Nestorian Stele - Debate About The Stele

Debate About The Stele

The Nestorian Stone has attracted the attention of some anti-Christian, Christian anti-Catholic, or Catholic anti-Jesuit groups in the 17th century, who have argued that the stone is a fake or that the inscriptions were modified by the Jesuits who served in the Ming Court. The three most prominent early skeptics were the German-Dutch Presbyterian scholar Georg Horn (born 1620) (De originibus Americanis, 1652), the German historian Gottlieb Spitzel (1639–1691) (De re literaria Sinensium commentarius, 1660), and the Dominican missionary Domingo Navarrete (1618–1686) (Tratados historicos, politicos, ethicos, y religiosos de la monarchia de China, 1676). Later, Navarrete's point of view was picked by French Jansenists and Voltaire.

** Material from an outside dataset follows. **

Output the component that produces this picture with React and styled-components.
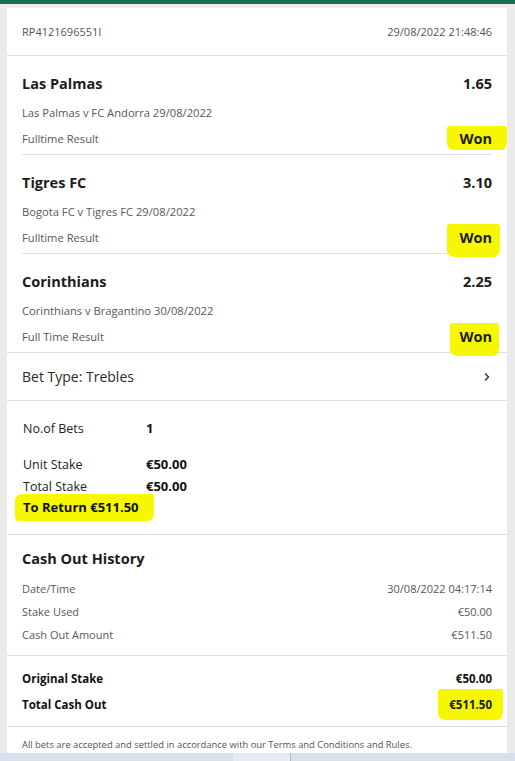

By the 19th century, the debate had become less sectarian and more scholarly. Notable skeptics include Karl Friedrich Neumann, Stanislas Julien, Edward E. Salisbury and Charles Wall. Ernest Renan initially had "grave doubts", but eventually changed his mind in the light of later scholarship, in favor of the stele's genuineness. The defenders included some non-Jesuit scholars, such as Alexander Wylie, James Legge, and Jean-Pierre-Guillaume Pauthier, although the most substantive work in defense of the stele's authenticty – the three-volume La stèle chrétienne de Si-ngan-fou (1895 to 1902) was authored by the Jesuit scholar Henri Havret (1848–1902).

Paul Pelliot (1878–1945) did an extensive amount of research on the stele, which, however, was only published posthumously, in 1996. His and Havret's works are still regarded as the two "standard books" on the subject.

In the assessment of modern scholars (e.g., David E. Mungello), there is no scientific or historical evidence to support the claims of the non-authenticity of the stele. Both of Navarrete's main arguments – the absence of references in Chinese records to the events described on the stele, and the supposed widespread skepticism in 17th century China about the authenticity of the monument – appear to be mistaken.

The attitude of Western scholars to the stele has also attracted criticism, one author saying that "when Westerners discussed the Nestorian monument they were not really talking about China at all. The stone served as a kind of screen onto which they could project their own self-image and this is what they were looking at, not China. The stone came to represent the empire and its history for many Western readers, but only because it was seen as a tiny bit of the West that was already there." Similarly, some polemicists' skepticism about the stele was not a reflection of the views of Chinese themselves, but "far more a European phenomenon which sprang from sectarian rather than scholarly grounds."